Below are the records. Gather each line that holds "this".

Start of ENTRIES SHOWN

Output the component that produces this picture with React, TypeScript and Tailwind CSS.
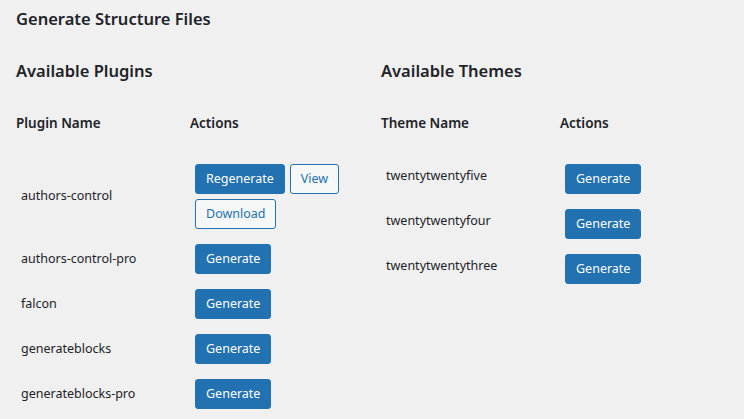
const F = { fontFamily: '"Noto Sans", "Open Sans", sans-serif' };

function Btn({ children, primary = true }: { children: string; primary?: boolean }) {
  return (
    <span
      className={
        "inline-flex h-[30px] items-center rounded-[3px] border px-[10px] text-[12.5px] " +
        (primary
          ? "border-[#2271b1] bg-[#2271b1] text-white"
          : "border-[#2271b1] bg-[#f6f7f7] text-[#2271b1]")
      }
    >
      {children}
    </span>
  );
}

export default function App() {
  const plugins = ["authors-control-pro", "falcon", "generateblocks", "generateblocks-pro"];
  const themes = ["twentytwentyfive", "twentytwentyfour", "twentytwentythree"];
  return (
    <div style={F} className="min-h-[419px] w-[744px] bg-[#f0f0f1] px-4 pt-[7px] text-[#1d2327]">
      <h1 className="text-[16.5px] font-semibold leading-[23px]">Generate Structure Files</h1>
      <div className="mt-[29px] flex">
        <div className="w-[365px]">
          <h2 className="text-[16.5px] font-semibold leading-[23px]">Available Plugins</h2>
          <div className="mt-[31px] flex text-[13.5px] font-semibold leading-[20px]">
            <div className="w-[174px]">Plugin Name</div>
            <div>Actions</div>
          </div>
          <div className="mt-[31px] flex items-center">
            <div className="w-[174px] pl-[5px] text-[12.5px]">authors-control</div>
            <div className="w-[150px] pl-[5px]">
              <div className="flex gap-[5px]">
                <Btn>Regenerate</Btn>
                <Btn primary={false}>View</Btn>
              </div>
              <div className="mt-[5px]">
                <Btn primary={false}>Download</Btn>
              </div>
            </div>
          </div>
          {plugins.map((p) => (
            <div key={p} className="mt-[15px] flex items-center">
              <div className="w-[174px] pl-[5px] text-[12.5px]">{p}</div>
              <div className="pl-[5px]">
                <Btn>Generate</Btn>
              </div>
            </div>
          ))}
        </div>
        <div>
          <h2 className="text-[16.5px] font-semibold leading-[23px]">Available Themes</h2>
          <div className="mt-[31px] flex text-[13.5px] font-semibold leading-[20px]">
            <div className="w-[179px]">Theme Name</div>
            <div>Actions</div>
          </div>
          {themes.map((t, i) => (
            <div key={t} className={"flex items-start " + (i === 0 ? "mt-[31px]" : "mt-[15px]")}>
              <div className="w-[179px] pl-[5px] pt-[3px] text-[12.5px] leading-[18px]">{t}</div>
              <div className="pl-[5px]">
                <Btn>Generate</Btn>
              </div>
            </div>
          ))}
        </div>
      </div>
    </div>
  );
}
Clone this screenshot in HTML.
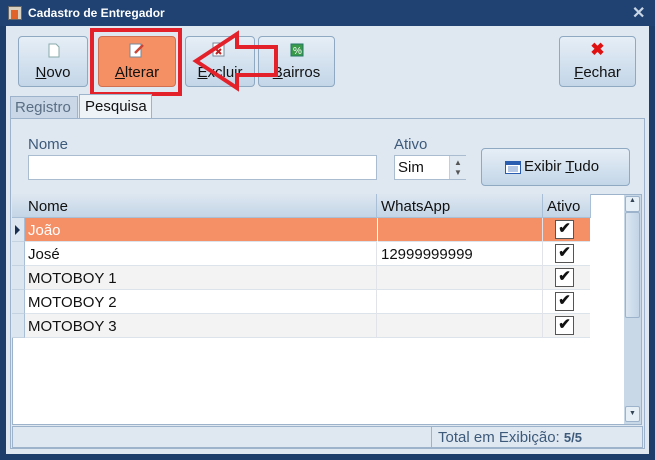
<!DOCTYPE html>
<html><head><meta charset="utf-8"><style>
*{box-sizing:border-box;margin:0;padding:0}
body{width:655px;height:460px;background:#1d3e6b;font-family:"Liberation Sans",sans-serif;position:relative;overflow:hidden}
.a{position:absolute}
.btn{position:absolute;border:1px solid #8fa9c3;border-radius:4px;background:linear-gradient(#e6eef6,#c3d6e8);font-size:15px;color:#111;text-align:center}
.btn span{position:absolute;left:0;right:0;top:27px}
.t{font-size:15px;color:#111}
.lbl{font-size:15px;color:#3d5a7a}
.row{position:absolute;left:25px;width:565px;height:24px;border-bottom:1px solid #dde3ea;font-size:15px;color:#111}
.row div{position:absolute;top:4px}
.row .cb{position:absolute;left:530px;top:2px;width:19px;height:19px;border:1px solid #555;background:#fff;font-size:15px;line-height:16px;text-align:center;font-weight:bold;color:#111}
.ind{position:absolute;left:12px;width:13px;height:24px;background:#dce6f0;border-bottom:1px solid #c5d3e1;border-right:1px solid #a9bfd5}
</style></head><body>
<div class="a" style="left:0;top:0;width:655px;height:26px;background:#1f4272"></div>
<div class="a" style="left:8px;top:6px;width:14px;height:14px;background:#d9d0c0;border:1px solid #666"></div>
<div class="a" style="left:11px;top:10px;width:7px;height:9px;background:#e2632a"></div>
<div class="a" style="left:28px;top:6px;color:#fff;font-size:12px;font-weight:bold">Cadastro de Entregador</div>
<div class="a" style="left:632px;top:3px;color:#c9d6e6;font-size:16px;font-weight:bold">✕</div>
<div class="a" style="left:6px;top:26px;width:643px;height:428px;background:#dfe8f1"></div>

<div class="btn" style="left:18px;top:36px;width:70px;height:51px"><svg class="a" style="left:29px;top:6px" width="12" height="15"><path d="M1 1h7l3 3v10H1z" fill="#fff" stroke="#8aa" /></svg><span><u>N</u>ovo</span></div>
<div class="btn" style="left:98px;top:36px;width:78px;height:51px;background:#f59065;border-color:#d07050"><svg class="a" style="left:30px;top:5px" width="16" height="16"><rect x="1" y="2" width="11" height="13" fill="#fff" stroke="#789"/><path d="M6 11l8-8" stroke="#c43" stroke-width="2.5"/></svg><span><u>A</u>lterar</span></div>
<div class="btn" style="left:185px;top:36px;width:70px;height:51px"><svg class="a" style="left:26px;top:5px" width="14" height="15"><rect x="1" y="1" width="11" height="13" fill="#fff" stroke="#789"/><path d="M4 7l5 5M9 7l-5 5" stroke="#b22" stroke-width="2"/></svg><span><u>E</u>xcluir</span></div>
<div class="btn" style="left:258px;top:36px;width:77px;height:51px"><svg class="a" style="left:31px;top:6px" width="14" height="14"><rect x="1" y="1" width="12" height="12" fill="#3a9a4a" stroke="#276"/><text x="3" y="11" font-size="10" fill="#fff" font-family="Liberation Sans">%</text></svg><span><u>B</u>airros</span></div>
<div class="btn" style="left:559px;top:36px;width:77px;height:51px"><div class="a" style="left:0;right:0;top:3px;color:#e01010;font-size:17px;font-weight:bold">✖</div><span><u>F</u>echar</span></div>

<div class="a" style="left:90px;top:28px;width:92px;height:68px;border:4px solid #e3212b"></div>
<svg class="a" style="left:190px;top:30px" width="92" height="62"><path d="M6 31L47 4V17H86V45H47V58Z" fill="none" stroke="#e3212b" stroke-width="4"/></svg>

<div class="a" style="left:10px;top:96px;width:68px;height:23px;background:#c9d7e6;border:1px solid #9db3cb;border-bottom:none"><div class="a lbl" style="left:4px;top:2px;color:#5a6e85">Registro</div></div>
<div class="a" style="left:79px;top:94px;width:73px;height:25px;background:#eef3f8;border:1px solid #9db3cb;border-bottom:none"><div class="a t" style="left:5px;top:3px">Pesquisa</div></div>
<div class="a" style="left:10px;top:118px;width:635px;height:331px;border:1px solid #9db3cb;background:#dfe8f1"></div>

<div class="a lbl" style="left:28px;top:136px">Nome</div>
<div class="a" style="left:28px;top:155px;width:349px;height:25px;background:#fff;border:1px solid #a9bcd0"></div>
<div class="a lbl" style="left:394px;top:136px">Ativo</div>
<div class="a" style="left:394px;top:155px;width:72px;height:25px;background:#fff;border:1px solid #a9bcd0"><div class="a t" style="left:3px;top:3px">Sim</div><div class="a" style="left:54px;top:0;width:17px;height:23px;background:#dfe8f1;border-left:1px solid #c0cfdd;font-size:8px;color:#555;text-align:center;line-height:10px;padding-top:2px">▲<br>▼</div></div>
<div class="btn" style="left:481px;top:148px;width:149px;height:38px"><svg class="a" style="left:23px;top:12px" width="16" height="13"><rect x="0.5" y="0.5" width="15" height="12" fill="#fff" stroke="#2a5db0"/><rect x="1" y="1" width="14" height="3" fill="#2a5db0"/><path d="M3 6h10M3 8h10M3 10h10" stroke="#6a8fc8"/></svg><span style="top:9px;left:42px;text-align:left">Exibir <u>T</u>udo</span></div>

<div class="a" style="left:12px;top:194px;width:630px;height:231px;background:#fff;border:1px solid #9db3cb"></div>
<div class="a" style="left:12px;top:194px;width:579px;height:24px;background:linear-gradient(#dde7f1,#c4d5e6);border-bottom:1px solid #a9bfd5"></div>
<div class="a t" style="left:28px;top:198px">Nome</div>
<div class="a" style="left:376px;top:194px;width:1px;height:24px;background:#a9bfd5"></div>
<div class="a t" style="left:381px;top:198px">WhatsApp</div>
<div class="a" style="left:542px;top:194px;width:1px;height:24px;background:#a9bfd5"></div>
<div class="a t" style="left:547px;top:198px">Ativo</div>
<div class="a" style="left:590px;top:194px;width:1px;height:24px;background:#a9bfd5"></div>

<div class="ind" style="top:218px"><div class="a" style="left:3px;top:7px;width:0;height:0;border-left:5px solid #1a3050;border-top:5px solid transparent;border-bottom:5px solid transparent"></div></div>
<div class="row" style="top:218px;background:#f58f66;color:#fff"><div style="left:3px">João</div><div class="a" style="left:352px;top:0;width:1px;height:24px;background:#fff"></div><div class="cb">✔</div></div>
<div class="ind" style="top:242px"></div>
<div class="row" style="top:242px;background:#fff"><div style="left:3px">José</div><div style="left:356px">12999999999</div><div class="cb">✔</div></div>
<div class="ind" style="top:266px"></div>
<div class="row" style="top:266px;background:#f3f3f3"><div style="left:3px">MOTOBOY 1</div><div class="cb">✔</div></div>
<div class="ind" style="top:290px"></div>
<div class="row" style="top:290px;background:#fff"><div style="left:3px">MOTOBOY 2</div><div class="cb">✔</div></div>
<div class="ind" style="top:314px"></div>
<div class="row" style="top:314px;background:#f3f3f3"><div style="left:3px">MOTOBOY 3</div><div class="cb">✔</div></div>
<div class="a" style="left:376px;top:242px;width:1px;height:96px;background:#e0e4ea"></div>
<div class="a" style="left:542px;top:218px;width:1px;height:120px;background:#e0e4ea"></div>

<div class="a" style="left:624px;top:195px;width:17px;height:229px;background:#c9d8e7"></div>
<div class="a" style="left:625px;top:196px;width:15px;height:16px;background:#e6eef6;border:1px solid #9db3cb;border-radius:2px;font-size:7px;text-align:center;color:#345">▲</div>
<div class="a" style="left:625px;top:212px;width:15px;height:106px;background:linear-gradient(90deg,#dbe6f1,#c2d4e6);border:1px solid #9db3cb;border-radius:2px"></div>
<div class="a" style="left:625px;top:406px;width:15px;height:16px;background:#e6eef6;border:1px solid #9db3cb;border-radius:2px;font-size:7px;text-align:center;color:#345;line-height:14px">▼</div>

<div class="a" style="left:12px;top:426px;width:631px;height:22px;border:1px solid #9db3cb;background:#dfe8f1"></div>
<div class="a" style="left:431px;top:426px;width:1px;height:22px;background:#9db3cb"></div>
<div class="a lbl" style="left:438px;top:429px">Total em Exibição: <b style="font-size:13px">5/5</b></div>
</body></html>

End of ENTRIES SHOWN

EXERCISE RESULT ▸
Output the component that produces this picture with React, TypeScript and Tailwind CSS.
Clone this screenshot in HTML.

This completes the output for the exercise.